So, today. A different kind of gray day, the cool, delicate kind, the kind where the clouds seem less like a dour block of the sun but more like atmosphere, like a warm embrace. Leaves starting to to sprout and the green is vibrant against the gray.
Today, people are more friendly. The damp puddles are less frigid and more springlike. As if there could be little sprites in every shrub.
I stopped a guy on the street and I asked him: what do you think of garage doors?
This guy, he smiled at me instantly, not like I was joking or he was just being polite or anything like that, as if he actually liked the question.
"Well. I like green ones," he said.
"Green like the color or green like sustainable?"
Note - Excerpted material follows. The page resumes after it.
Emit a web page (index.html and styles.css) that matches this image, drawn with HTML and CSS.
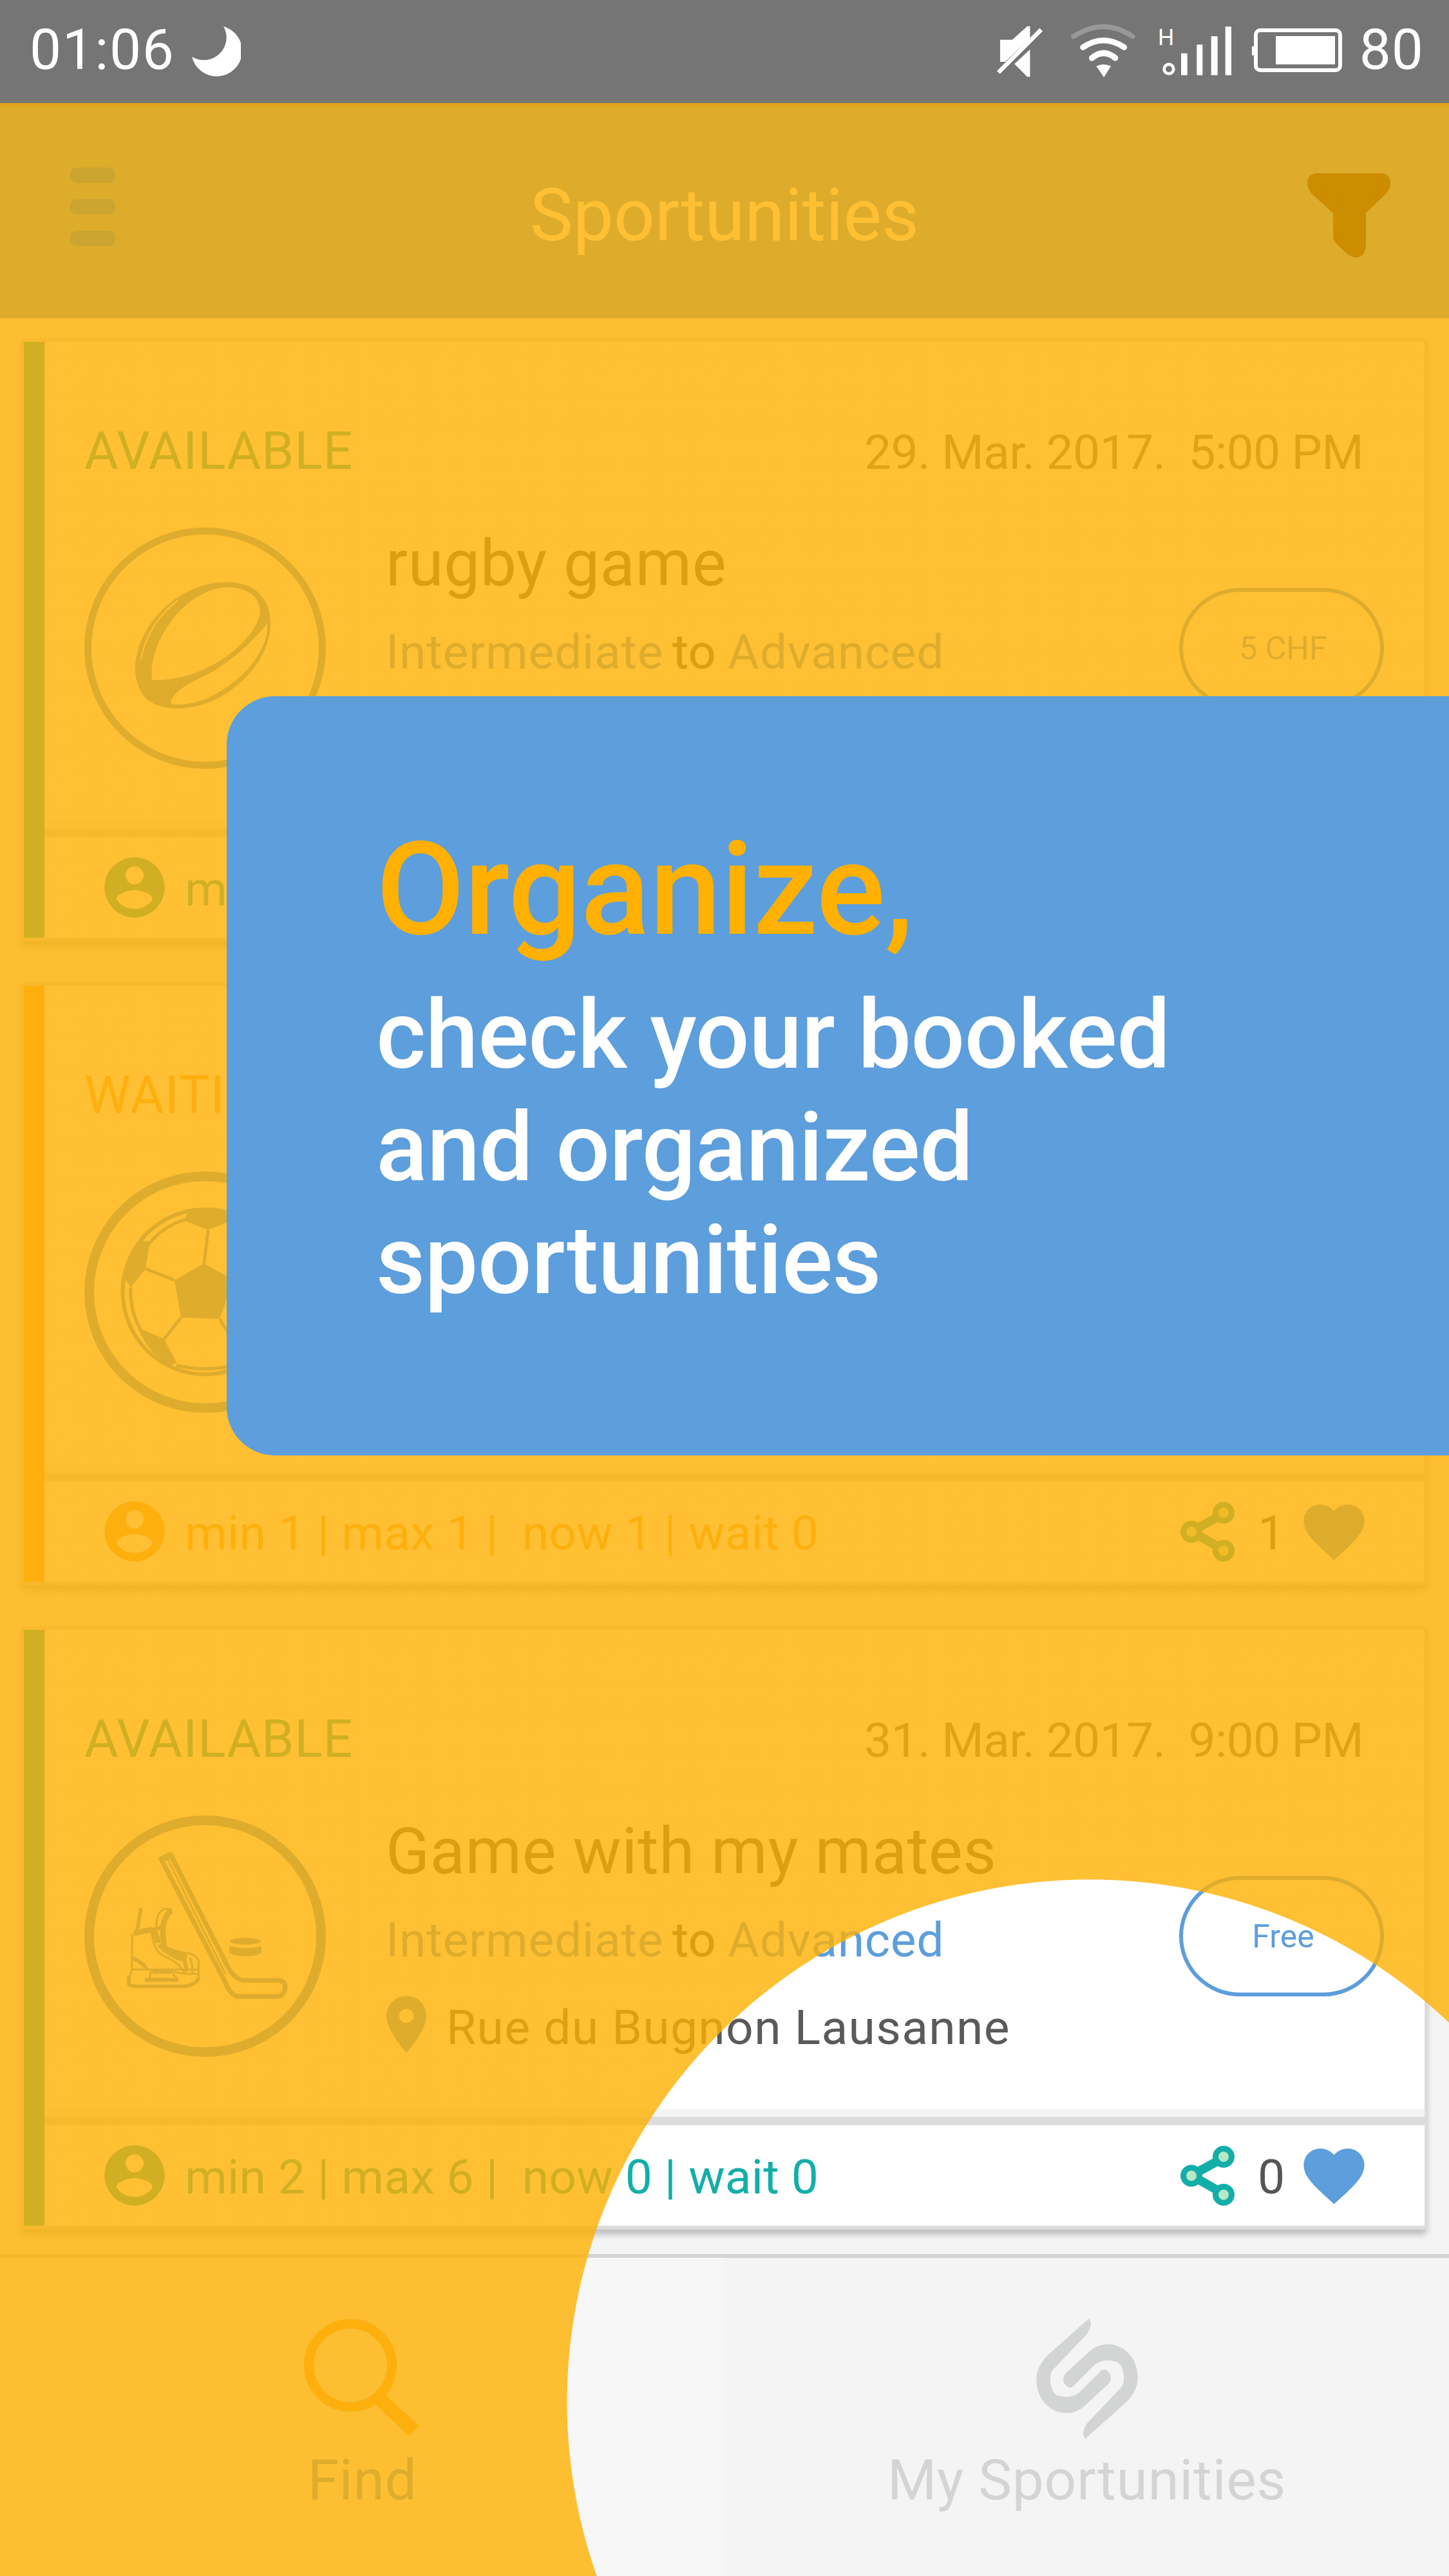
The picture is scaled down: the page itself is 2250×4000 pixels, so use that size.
FILE: index.html
```html
<!DOCTYPE html>
<html lang="en">
<head>
<meta charset="utf-8">
<title>Sportunities</title>
<link rel="stylesheet" href="styles.css">
</head>
<body>
<svg class="defs" aria-hidden="true">
  <symbol id="user" viewBox="0 0 24 24"><path d="M12 2C6.480 2 2 6.480 2 12s4.480 10 10 10 10-4.480 10-10S17.520 2 12 2zm0 3c1.660 0 3 1.340 3 3s-1.340 3-3 3-3-1.340-3-3 1.340-3 3-3zm0 14.200c-2.500 0-4.710-1.280-6-3.220.030-1.990 4-3.080 6-3.080 1.990 0 5.970 1.090 6 3.080-1.290 1.940-3.500 3.220-6 3.220z"/></symbol>
  <symbol id="heart" viewBox="0 0 24 24"><path d="M12 21.350l-1.450-1.320C5.400 15.360 2 12.280 2 8.500 2 5.420 4.420 3 7.500 3c1.740 0 3.410.810 4.500 2.090C13.090 3.810 14.760 3 16.500 3 19.580 3 22 5.420 22 8.500c0 3.780-3.400 6.860-8.550 11.540L12 21.350z"/></symbol>
  <symbol id="share" viewBox="0 0 86 95">
    <path d="M69 19 18 47 69 76" fill="none" stroke="#14aea9" stroke-width="14"/>
    <g fill="#b5e8c4" stroke="#14aea9" stroke-width="9"><circle cx="18" cy="47.500" r="12.500"/><circle cx="68" cy="18" r="12.500"/><circle cx="68" cy="77" r="12.500"/></g>
  </symbol>
</svg>
<div class="phone">
  <div class="statusbar">
    <span class="clock">01:06</span>
    <svg class="moon" viewBox="0 0 76 78"><path d="M49 0A39.500 39.500 0 1 1 0 47A35 35 0 0 0 49 0z" fill="#fff"/></svg>
    <svg class="mute" viewBox="20 90 220 240"><path d="M38 155H95L165 92H178V148L62 258H38z" fill="#fff"/><path d="M30 308 230 108" stroke="#fff" stroke-width="20"/><path d="M178 200V328H165L105 268z" fill="#fff"/></svg>
    <svg class="wifi" viewBox="365 80 305 250"><g fill="none" stroke-linecap="round"><path d="M379 139Q519 47 655 139" stroke="#989898" stroke-width="23"/><path d="M423 190Q519 125 616 190" stroke="#fff" stroke-width="27"/><path d="M465 240Q519 194 574 240" stroke="#fff" stroke-width="28"/></g><path d="M485 278Q519 262 554 278L521 330z" fill="#fff"/></svg>
    <svg class="signal" viewBox="760 60 360 290"><text x="775" y="180" font-size="104" textLength="76" lengthAdjust="spacingAndGlyphs" fill="#fff">H</text><circle cx="826" cy="291" r="22" fill="none" stroke="#fff" stroke-width="14"/><path d="M883 218h29v102h-29zM956 177h27v143h-27zM1023 138h30v182h-30zM1089 93h28v227h-28z" fill="#fff"/></svg>
    <svg class="battery" viewBox="0 0 140 68"><rect x="6" y="3" width="131" height="62" rx="7" fill="none" stroke="#fff" stroke-width="6"/><path d="M0 28h4v14H0zM37 12h92v44H37z" fill="#fff"/></svg>
    <span class="level">80</span>
  </div>

  <div class="app">
    <header class="header">
      <div class="menu"><i></i><i></i><i></i></div>
      <h1 class="title">Sportunities</h1>
      <svg class="funnel" viewBox="0 0 129 131"><path d="M14 0H116Q129 1 129 16Q129 25 121 33L91 62V112Q90 130 75 131Q66 130 56 120L44 108Q40 103 40 98V62L7 32Q0 24 0 14Q1 1 14 0z"/></svg>
    </header>

    <main class="list">
      <article class="card">
        <div class="stripe"></div>
        <div class="inner">
          <div class="top"><span class="status">AVAILABLE</span><time class="date">29. Mar. 2017.&nbsp; 5:00 PM</time></div>
          <div class="body">
            <svg class="sport" viewBox="0 0 375 375"><circle cx="187.500" cy="187.500" r="182" fill="none" stroke="#5d9edc" stroke-width="11"/>
              <path fill="#5d9edc" fill-rule="evenodd" d="M79 220C78 160 140 85 220 85C262 84 290 108 289 151C288 215 215 283 142 281C105 281 80 262 79 220zM105 237C98 175 160 94 222 93C260 93 280 115 270 143C254 185 182 240 105 237zM134 271C140 254 160 243 188 230C225 210 260 180 284 149C288 210 200 280 140 275Q134 275 134 271z"/>
              <path d="M88 205Q98 150 145 113" fill="none" stroke="#fff" stroke-width="2"/></svg>
            <div class="info">
              <h2 class="name">rugby game</h2>
              <p class="levels"><b>Intermediate</b><span>to</span><b>Advanced</b></p>
            </div>
            <div class="pill">5 CHF</div>
          </div>
          <div class="foot"><svg class="user"><use href="#user"/></svg><span class="count">min</span></div>
        </div>
      </article>

      <article class="card waiting">
        <div class="stripe"></div>
        <div class="inner">
          <div class="top"><span class="status">WAITING</span></div>
          <div class="body">
            <svg class="sport" viewBox="0 0 375 375"><g fill="none" stroke="#5d9edc"><circle cx="187.500" cy="187.500" r="180" stroke-width="15"/><circle cx="187.500" cy="187" r="128" stroke-width="6"/><path stroke-width="5" d="M192 91 186 143M95 151 140 169M150 227 124 260M210 229 229 260M232 170 278 151M164 73Q120 83 95 120M72 180Q70 220 92 254M143 301Q187 312 232 301"/></g>
              <path fill="#5d9edc" d="M186 143 140 169 150 227 210 229 232 169zM164 59 154 76 192 91 230 76 213 59Q187 54 164 59zM86 107 102 109 95 151 72 180 60 162Q66 130 86 107zM84 243 124 260 143 297 132 301Q95 278 84 243zM291 243 251 260 232 297 244 301Q282 278 291 243zM289 107 273 109 279 151 303 180 314 162Q309 130 289 107z"/></svg>
          </div>
          <div class="foot"><svg class="user"><use href="#user"/></svg><span class="count">min 1 | max 1 |&nbsp; now 1 | wait 0</span>
            <div class="actions"><svg class="share"><use href="#share"/></svg><span class="likes">1</span><svg class="heart"><use href="#heart"/></svg></div></div>
        </div>
      </article>

      <article class="card">
        <div class="stripe"></div>
        <div class="inner">
          <div class="top"><span class="status">AVAILABLE</span><time class="date">31. Mar. 2017.&nbsp; 9:00 PM</time></div>
          <div class="body">
            <svg class="sport" viewBox="33 27 1125 1125"><g fill="none" stroke="#5d9edc" stroke-linejoin="round"><circle cx="595.500" cy="589.500" r="540" stroke-width="45"/>
              <path stroke-width="22" d="M390 230 435 210 695 720Q730 795 780 795H930Q968 795 968 825Q968 870 930 870H750Q715 865 692 810z"/><path stroke-width="8" d="M418 225 690 765"/><path stroke-width="30" d="M390 232 438 212"/>
              <path stroke-width="17" d="M296 458 280 560M262 580 390 550M240 775V812Q245 822 270 823H500Q555 815 564 785"/>
              <path stroke-width="26" d="M440 470Q390 500 400 600L405 650 510 690M265 575 340 560Q370 570 375 620"/>
              <path stroke-width="9" d="M370 550Q365 475 410 462L440 465M256 580 254 745 240 790M256 690Q300 705 330 745Q430 750 500 765H565V700Q540 665 500 668Q440 655 415 640M345 560Q355 660 400 680Q480 715 500 765M525 690Q540 730 535 765M254 745H565V790M345 750 335 790M445 765 470 795"/>
              <path stroke-width="18" d="M256 690Q290 705 320 735M315 793H470M350 755H440M380 630Q440 690 500 700L510 755"/></g>
              <g fill="#5d9edc"><ellipse cx="783" cy="613" rx="72" ry="16"/><path d="M708 635Q783 655 858 635V665Q845 682 783 683Q720 682 708 665z"/></g></svg>
            <div class="info">
              <h2 class="name">Game with my mates</h2>
              <p class="levels"><b>Intermediate</b><span>to</span><b>Advanced</b></p>
              <p class="place"><svg class="pin" viewBox="5 2 14 20"><path fill-rule="evenodd" d="M12 2C8.130 2 5 5.130 5 9c0 5.250 7 13 7 13s7-7.750 7-13c0-3.870-3.130-7-7-7zm0 9.500c-1.380 0-2.500-1.120-2.500-2.500s1.120-2.500 2.500-2.500 2.500 1.120 2.500 2.500-1.120 2.500-2.500 2.500z"/></svg><span>Rue du Bugnon Lausanne</span></p>
            </div>
            <div class="pill">Free</div>
          </div>
          <div class="foot"><svg class="user"><use href="#user"/></svg><span class="count">min 2 | max 6 |&nbsp; now 0 | wait 0</span>
            <div class="actions"><svg class="share"><use href="#share"/></svg><span class="likes">0</span><svg class="heart"><use href="#heart"/></svg></div></div>
        </div>
      </article>
    </main>

    <nav class="tabs">
      <div class="tab find"><svg class="lens" viewBox="0 0 182 187"><circle cx="72" cy="73" r="64.500" fill="none" stroke="#f7ab45" stroke-width="15"/><path d="M112 120 171 175" stroke="#f7ab45" stroke-width="22"/></svg><span>Find</span></div>
      <div class="tab mine"><svg class="logo" viewBox="0 0 158 187"><g fill="#d3d5d4"><path id="ribbon" d="M82 0Q89 9 79 24L26 80Q21 86 22 97Q24 118 35 120Q52 125 66 116L101 81Q107 77 112 83Q120 92 112 102L74 137Q62 147 46 147Q23 146 9 126Q-2 108 1 86Q5 70 18 57L64 16z"/><use href="#ribbon" transform="rotate(180 79 93.500)"/></g></svg><span>My Sportunities</span></div>
    </nav>

    <div class="overlay"></div>
    <section class="callout">
      <h3>Organize,</h3>
      <p>check your booked<br>and organized<br>sportunities</p>
    </section>
  </div>
</div>
</body>
</html>
```
FILE: styles.css
```css
* { box-sizing: border-box; margin: 0; padding: 0; }
body { font-family: Roboto, "Liberation Sans", sans-serif; font-weight: 400; color: #555; background: #f4f4f4; }
svg { display: block; flex: none; }
.defs { position: absolute; width: 0; height: 0; }
.phone { width: 2250px; height: 4000px; overflow: hidden; display: flex; flex-direction: column; }

.statusbar { height: 160px; flex: none; background: #757575; color: #fff; display: flex; align-items: center; padding: 0 39px 0 46px; font-size: 87.5px; line-height: 100px; }
.clock { width: 252px; letter-spacing: 1.5px; margin-top: -6px; }
.moon { width: 76px; height: 78px; }
.mute { width: 73px; height: 80px; margin-left: auto; }
.wifi { width: 102px; height: 83px; margin-left: 42px; margin-top: -3px; }
.signal { width: 120px; height: 97px; margin-left: 29px; margin-top: -3px; }
.battery { width: 140px; height: 68px; margin-left: 31px; margin-top: -4px; }
.level { margin-left: 27px; margin-top: -6px; letter-spacing: 1px; }

.app { position: relative; flex: 1; min-height: 0; display: flex; flex-direction: column; }
.header { height: 334px; flex: none; background: #5a9cd7; border-top: 5px solid #5f6e9b; display: flex; align-items: center; justify-content: space-between; padding: 0 91px 0 109px; }
.menu { width: 111px; display: flex; flex-direction: column; gap: 25px; margin-top: -18px; }
.menu i { display: block; width: 70px; height: 24px; border-radius: 10px; background: #0078f0; }
.title { font-size: 112.5px; line-height: 130px; font-weight: 400; color: #fff; margin-top: 10px; letter-spacing: -.1px; }
.funnel { width: 129px; height: 131px; margin-top: 10px; }

.list { flex: none; height: 3006px; padding: 37px 38px 0 37px; display: flex; flex-direction: column; gap: 75px; background: #f4f4f4; }
.card { height: 925px; flex: none; display: flex; background: #fff; border-radius: 3px; box-shadow: 0 0 0 6px #ddd, 0 10px 10px 4px rgba(0,0,0,.22); color: #14aea9; }
.waiting { color: #f7ab45; }
.stripe { width: 32px; background: currentColor; }
.inner { flex: 1; display: flex; flex-direction: column; }
.top { height: 283px; padding: 120px 95px 63px 62px; display: flex; justify-content: space-between; align-items: baseline; line-height: 100px; }
.status { font-size: 81px; letter-spacing: .8px; }
.date { font-size: 75px; color: #6b6b6b; letter-spacing: -.65px; }
.body { height: 461px; display: flex; padding: 0 63px 0 62px; }
.sport { width: 375px; height: 375px; margin-top: 5px; }
.info { margin-left: 93px; flex: 1; padding-top: 1px; }
.name { font-size: 100px; line-height: 120px; font-weight: 400; color: #555; white-space: nowrap; letter-spacing: .5px; }
.levels { display: flex; margin-top: 27px; font-size: 75px; line-height: 100px; color: #555; letter-spacing: .7px; }
.levels b { font-weight: 400; color: #5d9edc; }
.levels span { margin: 0 18px 0 14px; -webkit-text-stroke: .5px #555; }
.place { display: flex; margin-top: 36px; font-size: 75px; line-height: 100px; color: #5a5a5a; letter-spacing: 1.3px; white-space: nowrap; }
.pin { width: 62px; height: 89px; margin: 1px 31px 0 1px; fill: #5d9edc; }
.pill { width: 318px; height: 187px; margin-top: 99px; border: 6px solid #5d9edc; border-radius: 94px; color: #5d9edc; font-size: 50px; padding-left: 5px; display: flex; align-items: center; justify-content: center; }
.foot { height: 181px; padding: 25px 84px 0; background: linear-gradient(#f4f4f4 0 12px, #dcdcdc 12px 25px, #fff 25px); display: flex; align-items: center; }
.user { width: 112px; height: 112px; fill: currentColor; margin-right: 22px; }
.count { font-size: 75px; line-height: 100px; margin-top: 3px; letter-spacing: .2px; white-space: nowrap; }
.actions { margin-left: auto; display: flex; align-items: center; }
.share { width: 86px; height: 95px; }
.likes { width: 62px; margin: 3px 0 0 35px; font-size: 75px; line-height: 100px; color: #555; }
.heart { width: 113px; height: 113px; fill: #5d9edc; }

.tabs { flex: 1; display: flex; border-top: 6px solid #d2d5d3; }
.tab { width: 1125px; padding-top: 94px; display: flex; flex-direction: column; align-items: center; font-size: 87.5px; line-height: 100px; color: #d3d5d4; }
.tab span { margin-top: 14px; letter-spacing: .6px; }
.find { background: #f7f7f7; color: #5d9edc; }
.mine { background: #f4f4f4; }
.lens { width: 182px; height: 187px; }
.logo { width: 158px; height: 187px; }

.overlay { position: absolute; inset: 0; background: radial-gradient(circle at 1692px 3570px, transparent 811px, rgba(255,176,0,.8) 812px); }
.callout { position: absolute; left: 352px; right: 0; top: 921px; height: 1179px; border-radius: 75px 0 0 75px; background: #5d9edc; padding: 186px 0 0 232px; font-weight: 500; }
.callout h3 { font-size: 200px; line-height: 230px; font-weight: 500; color: #ffb000; letter-spacing: -.8px; }
.callout p { font-size: 148px; line-height: 175px; color: #fff; margin-top: 23px; letter-spacing: -.8px; }
```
"Green like the color and green like better for the environment than the alternative would be," he clarified. "I'm big on insulation, to make sure energy isn't lost in the winter. And in transitory seasons, like this one, when people odn't really think about it but they're still leaking warmth, still wasting."
"Awesome," I said. "What else besides insulation can make a garage door green?"
"Well," he started, and put a finger to his chin in a very purposeful pose of thinking. "Well. You can make them out of sustainable materials. You can use your hands instead of electricity and a motor to open them."
I thanked him for his time.
"Not a problem. I like for people to stop me and ask me things on the street. Who doesn't like talking about themselves and their opinions?"
That's a very wise question, I thought. Maybe that's why I've generally had so much success with asking people about garage doors. People like to think someone's listening to them.